The Los Angeles, California native, born and raised in L.A., decided to return to his mother’s homeland.  He quickly fell in love, married, became a father and set his sights on helping his indigenous community by becoming a teacher.

I found this article while searching the internet for a story that is different, hats off to “El Daily Post” for this post.

On the first anniversary of the Iguala massacre paying respects and acknowledgement to :

#44 Julio Mondragon, #45 Daniel Solís, #46 Julio César Ramírez, (normalistas killed on September 26th) #47 Victor Manuel Lugo Ortiz bus driver, #48 Blanca Montiel, and soccer player #49 David José García Evangelista.    (Lucio)                  

 Below is the Maria Verza of AP.

Screen shot of Julio's face book page

SAN MIGUEL TECOMATLÁN, State of Mexico — Unlike the families of the 43 students who disappeared a year ago, Julio César Mondragón's loved ones were left with a body to bury. But there is little comfort in that, because Mondragón's corpse bore witness to the horror of his final moments.
His autopsy showed several skull fractures, internal bleeding and other injuries consistent with torture. His face had been flayed, a tactic often used by the drug cartels to incite terror.

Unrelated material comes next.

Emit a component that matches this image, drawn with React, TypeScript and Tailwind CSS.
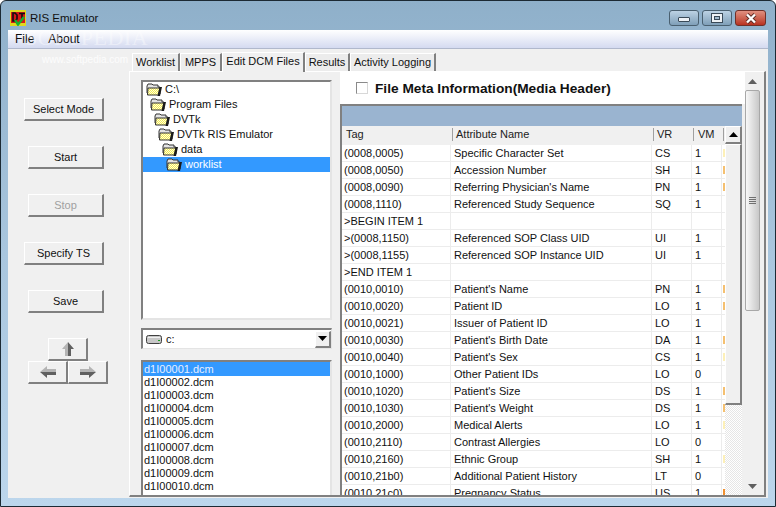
import { ReactNode } from 'react'

const rows: [string, string, string, string, string][] = [
  ['(0008,0005)', 'Specific Character Set', 'CS', '1', 'bg-[#fdf0b8]'],
  ['(0008,0050)', 'Accession Number', 'SH', '1', 'bg-[#f5c070]'],
  ['(0008,0090)', "Referring Physician's Name", 'PN', '1', 'bg-[#f5c070]'],
  ['(0008,1110)', 'Referenced Study Sequence', 'SQ', '1', 'bg-white'],
  ['>BEGIN ITEM 1', '', '', '', 'bg-white'],
  ['>(0008,1150)', 'Referenced SOP Class UID', 'UI', '1', 'bg-white'],
  ['>(0008,1155)', 'Referenced SOP Instance UID', 'UI', '1', 'bg-white'],
  ['>END ITEM 1', '', '', '', 'bg-white'],
  ['(0010,0010)', "Patient's Name", 'PN', '1', 'bg-[#f5c070]'],
  ['(0010,0020)', 'Patient ID', 'LO', '1', 'bg-[#f5c070]'],
  ['(0010,0021)', 'Issuer of Patient ID', 'LO', '1', 'bg-white'],
  ['(0010,0030)', "Patient's Birth Date", 'DA', '1', 'bg-[#f5c070]'],
  ['(0010,0040)', "Patient's Sex", 'CS', '1', 'bg-[#fdf0b8]'],
  ['(0010,1000)', 'Other Patient IDs', 'LO', '0', 'bg-white'],
  ['(0010,1020)', "Patient's Size", 'DS', '1', 'bg-[#f5c070]'],
  ['(0010,1030)', "Patient's Weight", 'DS', '1', 'bg-[#f5c070]'],
  ['(0010,2000)', 'Medical Alerts', 'LO', '1', 'bg-[#fdf0b8]'],
  ['(0010,2110)', 'Contrast Allergies', 'LO', '0', 'bg-white'],
  ['(0010,2160)', 'Ethnic Group', 'SH', '1', 'bg-[#fdf0b8]'],
  ['(0010,21b0)', 'Additional Patient History', 'LT', '0', 'bg-white'],
  ['(0010,21c0)', 'Pregnancy Status', 'US', '1', 'bg-[#f09030]'],
]

const tree = ['C:\\', 'Program Files', 'DVTk', 'DVTk RIS Emulator', 'data', 'worklist']
const indents = ['ml-[3px]', 'ml-[7px]', 'ml-[11px]', 'ml-[15px]', 'ml-[19px]', 'ml-[23px]']
const files = ['d1I00001.dcm', 'd1I00002.dcm', 'd1I00003.dcm', 'd1I00004.dcm', 'd1I00005.dcm', 'd1I00006.dcm', 'd1I00007.dcm', 'd1I00008.dcm', 'd1I00009.dcm', 'd1I00010.dcm', 'd1I00011.dcm']

const raised = 'border-t border-l border-t-white border-l-white border-r-2 border-b-2 border-r-[#808080] border-b-[#808080] bg-[#f0f0f0]'
const sunken = 'border-t-2 border-l-2 border-t-[#808080] border-l-[#808080] border-r-2 border-b-2 border-r-[#e4e4e4] border-b-[#e4e4e4] bg-white'

function Folder() {
  return (
    <svg width="16" height="13" viewBox="0 0 16 13" className="shrink-0">
      <defs>
        <pattern id="dither" width="2" height="2" patternUnits="userSpaceOnUse">
          <rect width="2" height="2" fill="#f6ee50" />
          <rect width="1" height="1" fill="#fffde0" />
          <rect x="1" y="1" width="1" height="1" fill="#fffde0" />
        </pattern>
      </defs>
      <path d="M1 3 L2 1 H6 L7 2 H12 V4 H14 V11 H2 L1 10 Z" fill="#e4e4e4" stroke="#333" strokeWidth="1" />
      <path d="M2 5 H14 L12.5 12 H1.5 Z" fill="url(#dither)" stroke="#333" strokeWidth="1" />
      <path d="M13.5 4 H16 L14 13 H11.5 Z" fill="#1a1a1a" />
    </svg>
  )
}

function AppIcon() {
  return (
    <svg width="16" height="16" viewBox="0 0 16 16" className="shrink-0">
      <rect width="16" height="16" fill="#e0d820" />
      <rect x="1" y="2" width="14" height="11" fill="#d81818" />
      <path d="M3 3 V11 H5 L7 9 V5 L5 3 Z M9 3.5 H15 M12 3.5 V10" fill="none" stroke="#101010" strokeWidth="1.6" />
      <path d="M5 10 L8 14.5 L14 7" fill="none" stroke="#16b030" strokeWidth="2.4" />
    </svg>
  )
}

function Btn({ w, disabled, children }: { w: string; disabled?: boolean; children: ReactNode }) {
  return (
    <div className={`${w} h-[23px] flex items-center justify-center ${raised} ${disabled ? 'text-[#a0a0a0]' : 'text-[#111]'}`}>
      {children}
    </div>
  )
}

function ArrowBtn({ light, dark }: { light: string; dark: string }) {
  return (
    <div className={`w-10 h-[23px] flex items-center justify-center ${raised}`}>
      <svg width="18" height="16" viewBox="0 0 18 16">
        <path d={light} fill="#b4b4b4" />
        <path d={dark} fill="#606060" />
      </svg>
    </div>
  )
}

function Tab({ label, w, active }: { label: string; w: string; active?: boolean }) {
  return (
    <div
      className={`${w} flex items-center justify-center border-t border-l border-t-white border-l-white border-r-2 border-r-[#808080] ${
        active ? 'h-5 pb-[2px] bg-[#f0f0f0] relative z-10 -mb-px' : 'h-[18px] bg-[#ececec]'
      }`}
    >
      {label}
    </div>
  )
}

function ScrollArrow({ up, dark }: { up?: boolean; dark?: boolean }) {
  return (
    <svg width="9" height="5" viewBox="0 0 9 5">
      <path d={up ? 'M4.5 0 L9 5 H0 Z' : 'M0 0 H9 L4.5 5 Z'} fill={dark ? '#000' : '#606060'} />
    </svg>
  )
}

const glassBtn = 'h-4 border border-[#4a6070] rounded-[3px] bg-gradient-to-b from-[#bcd2e4] to-[#7f9fb8] flex items-center justify-center'

export default function App() {
  return (
    <div className="w-[776px] h-[507px] overflow-hidden relative flex flex-col border border-[#1c2a34] rounded-t-md bg-gradient-to-b from-[#8fb0ca] via-[#a9c6de] to-[#bcd6ec] font-['Liberation_Sans',sans-serif] text-[11px] leading-none text-[#111]">
      <div className="h-[29px] shrink-0 flex items-start pl-[9px] pr-[9px] pt-[9px]">
        <AppIcon />
        <span className="ml-[4px] mt-[3px] text-[11.5px] text-[#101010]">RIS Emulator</span>
        <div className="ml-auto flex gap-[3px]">
          <div className={`w-[30px] ${glassBtn}`}>
            <div className="w-[12px] h-[5px] mt-[3px] bg-[#eef2f6] border border-[#3a4a58] rounded-[1px]" />
          </div>
          <div className={`w-[30px] ${glassBtn}`}>
            <div className="w-[12px] h-[10px] border border-[#3a4a58] bg-[#eef2f6] p-[2px]">
              <div className="w-full h-full border border-[#3a4a58] bg-[#9fb8cc]" />
            </div>
          </div>
          <div className="w-[31px] h-4 border border-[#703028] rounded-[3px] bg-gradient-to-b from-[#e09080] to-[#b83020] flex items-center justify-center">
            <svg width="14" height="11" viewBox="0 0 14 11">
              <path d="M3 1.5 L11 9.5 M11 1.5 L3 9.5" stroke="#5a2a24" strokeWidth="4" />
              <path d="M3 1.5 L11 9.5 M11 1.5 L3 9.5" stroke="#fff" strokeWidth="2.4" />
            </svg>
          </div>
        </div>
      </div>

      <div className="flex-1 min-h-0 mx-[7px] mb-[8px] flex flex-col">
        <div className="h-[19px] shrink-0 flex items-center gap-[14px] pl-[7px] bg-gradient-to-b from-[#ffffff] to-[#d4daf0] border-b border-b-[#b0b8cc] text-[12px] text-[#101010]">
          <span>File</span>
          <span>About</span>
        </div>

        <div className="flex-1 min-h-0 flex bg-[#f0f0f0]">
          <div className="w-[121px] shrink-0 flex flex-col">
            <div className="mt-[49px] flex flex-col gap-[25px] pl-[16px]">
              <Btn w="w-[80px]">Select Mode</Btn>
              <div className="pl-[4px]"><Btn w="w-[76px]">Start</Btn></div>
              <div className="pl-[4px]"><Btn w="w-[76px]" disabled>Stop</Btn></div>
              <Btn w="w-[80px]">Specify TS</Btn>
              <div className="pl-[4px]"><Btn w="w-[76px]">Save</Btn></div>
            </div>
            <div className="mt-[25px] pl-[20px] flex flex-col items-start">
              <div className="ml-[20px]">
                <ArrowBtn light="M9 1 L3 8 H6 V15 H9 Z" dark="M9 1 L15 8 H12 V15 H9 Z" />
              </div>
              <div className="flex">
                <ArrowBtn light="M1 8 L8 2 V5 H17 V8 Z" dark="M1 8 L8 14 V11 H17 V8 Z" />
                <ArrowBtn light="M17 8 L10 2 V5 H1 V8 Z" dark="M17 8 L10 14 V11 H1 V8 Z" />
              </div>
            </div>
          </div>

          <div className="flex-1 min-w-0 flex flex-col pr-[2px] pb-[1px]">
            <div className="h-[22px] shrink-0 flex items-end pl-[3px]">
              <Tab label="Worklist" w="w-[48px]" />
              <Tab label="MPPS" w="w-[42px]" />
              <Tab label="Edit DCM Files" w="w-[83px]" active />
              <Tab label="Results" w="w-[45px]" />
              <Tab label="Activity Logging" w="w-[86px]" />
            </div>

            <div className="flex-1 min-h-0 flex border-t border-l border-t-white border-l-white border-r-2 border-b-2 border-r-[#808080] border-b-[#808080]">
              <div className="w-[210px] shrink-0 flex flex-col pl-[11px] pr-[8px] pt-[8px]">
                <div className={`h-[240px] shrink-0 overflow-hidden ${sunken}`}>
                  {tree.map((t, i) => (
                    <div key={t} className={`h-[15px] flex items-center ${i === 5 ? 'bg-[#3399ff] text-white' : ''}`}>
                      <div className={`${indents[i]} flex items-center gap-[3px]`}>
                        <Folder />
                        <span>{t}</span>
                      </div>
                    </div>
                  ))}
                </div>

                <div className="mt-[8px] h-[21px] shrink-0 flex items-center border-t-2 border-l-2 border-t-[#808080] border-l-[#808080] border-b border-r border-b-[#e4e4e4] border-r-[#e4e4e4] bg-white">
                  <svg width="17" height="11" viewBox="0 0 17 11" className="ml-[3px] shrink-0">
                    <rect x="0.5" y="1.5" width="15" height="8" rx="2" fill="#c8c8c8" stroke="#404040" />
                    <rect x="2" y="3" width="12" height="1" fill="#f0f0f0" />
                    <rect x="12" y="6" width="2" height="1" fill="#20a020" />
                  </svg>
                  <span className="ml-[3px]">c:</span>
                  <div className={`ml-auto w-4 h-[17px] flex items-center justify-center ${raised}`}>
                    <ScrollArrow dark />
                  </div>
                </div>

                <div className="mt-[11px] flex-1 min-h-0 overflow-hidden border-t-2 border-l-2 border-r-2 border-t-[#808080] border-l-[#808080] border-r-[#e4e4e4] bg-white">
                  {files.map((f, i) => (
                    <div key={f} className={`h-[13px] first:h-[14px] pl-px flex items-center ${i === 0 ? 'bg-[#3399ff] text-[#e8f0ff]' : ''}`}>
                      {f}
                    </div>
                  ))}
                </div>
              </div>

              <div className="flex-1 min-w-0 flex">
                <div className="w-[402px] shrink-0 flex flex-col">
                  <div className="h-[32px] shrink-0 flex items-center pl-[16px] bg-white">
                    <div className="w-[12px] h-[12px] border border-[#8a8a8a] border-r-[#d8d8d8] border-b-[#d8d8d8] bg-white" />
                    <span className="ml-[7px] pt-[2px] font-bold text-[13.7px]">File Meta Information(Media Header)</span>
                  </div>
                  <div className="flex-1 min-h-0 flex flex-col border-t-2 border-l-2 border-t-[#808080] border-l-[#808080] overflow-hidden">
                    <div className="h-5 shrink-0 bg-[#9ab4d0]" />
                    <div className="flex-1 min-h-0 flex">
                      <div className="flex-1 min-w-0 flex flex-col bg-white overflow-hidden">
                        <div className="h-[19px] shrink-0 flex items-center pb-[2px] bg-[#f0f0f0] text-[#222]">
                          <div className="w-[110px] pl-[4px]">Tag</div>
                          <div className="w-[201px] h-[13px] flex items-center pl-[3px] border-l border-l-[#a0a0a0]">Attribute Name</div>
                          <div className="w-[40px] h-[13px] flex items-center pl-[3px] border-l border-l-[#a0a0a0]">VR</div>
                          <div className="w-[30px] h-[13px] flex items-center pl-[4px] border-l border-l-[#a0a0a0]">VM</div>
                          <div className="h-[13px] border-l border-l-[#a0a0a0]" />
                        </div>
                        {rows.map((r) => (
                          <div key={r[0]} className="h-[17px] shrink-0 flex items-center border-b border-b-[#ececec]">
                            <div className="w-[109px] shrink-0 pl-[2px] h-full flex items-center border-r border-r-[#ececec]">{r[0]}</div>
                            <div className="w-[201px] shrink-0 pl-[3px] h-full flex items-center border-r border-r-[#ececec]">{r[1]}</div>
                            <div className="w-[40px] shrink-0 pl-[3px] h-full flex items-center border-r border-r-[#ececec]">{r[2]}</div>
                            <div className="w-[30px] shrink-0 pl-[3px] h-full flex items-center border-r border-r-[#ececec]">{r[3]}</div>
                            <div className={`w-[2px] h-[8px] ml-[1px] shrink-0 ${r[4]}`} />
                          </div>
                        ))}
                      </div>
                      <div className="w-[17px] shrink-0 flex flex-col bg-[repeating-conic-gradient(#e6e6e6_0_25%,#ffffff_0_50%)] bg-size-[2px_2px]">
                        <div className={`h-[18px] shrink-0 flex items-center justify-center ${raised}`}>
                          <ScrollArrow up dark />
                        </div>
                        <div className={`h-[261px] shrink-0 ${raised}`} />
                      </div>
                    </div>
                  </div>
                </div>
                <div className="w-[22px] shrink-0 flex bg-[#f0f0f0]">
                  <div className="w-[3px] h-[32px] bg-white" />
                  <div className="w-[19px] flex flex-col">
                    <div className="h-[18px] shrink-0 pr-[4px] flex items-center justify-center">
                      <ScrollArrow up />
                    </div>
                    <div className="w-[15px] h-[221px] shrink-0 flex flex-col gap-px items-center justify-center bg-gradient-to-r from-[#f8f8f8] to-[#c8c8c8] border border-[#a8a8a8] rounded-[2px]">
                      <div className="w-[7px] h-px bg-[#707070]" />
                      <div className="w-[7px] h-px bg-[#707070]" />
                      <div className="w-[7px] h-px bg-[#707070]" />
                      <div className="w-[7px] h-px bg-[#707070]" />
                    </div>
                    <div className="flex-1" />
                    <div className="h-[16px] pr-[4px] mb-[1px] flex items-center justify-center">
                      <ScrollArrow />
                    </div>
                  </div>
                </div>
              </div>
            </div>
          </div>
        </div>
      </div>

      <div className="absolute left-[24px] top-[26px] text-[22px] tracking-[0.5px] font-['Liberation_Serif',serif] text-white/40 pointer-events-none">SOFTPEDIA</div>
      <div className="absolute left-[41px] top-[54px] text-[10px] text-white/80 pointer-events-none">www.softpedia.com</div>
    </div>
  )
}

Photos of his bloody skull were uploaded to the Internet.
Funeral of Julio Cesar Ramirez Nava
International attention has been focused on the 43 students who vanished a year ago Saturday, but there were 49 victims that night. Six others died at the hands of police in those hours, including Mondragón, a 22-year-old father.

According to an independent group of experts, the disappearances and the killings were the result of a long, coordinated attack against students from the Raul Isidro Burgos Rural Normal School of Ayotzinapa who had come to the southern city of Iguala to commandeer buses for a protest.

But the events of last Sept. 26 were far from isolated. Some 25,000 people have been reported missing in Mexico since 2007, and hundreds from the Iguala area in the last year alone. The disappearance of the students has drawn attention to others who have been lost, as well as brutal drug cartels, official corruption, government indifference and languishing legal cases.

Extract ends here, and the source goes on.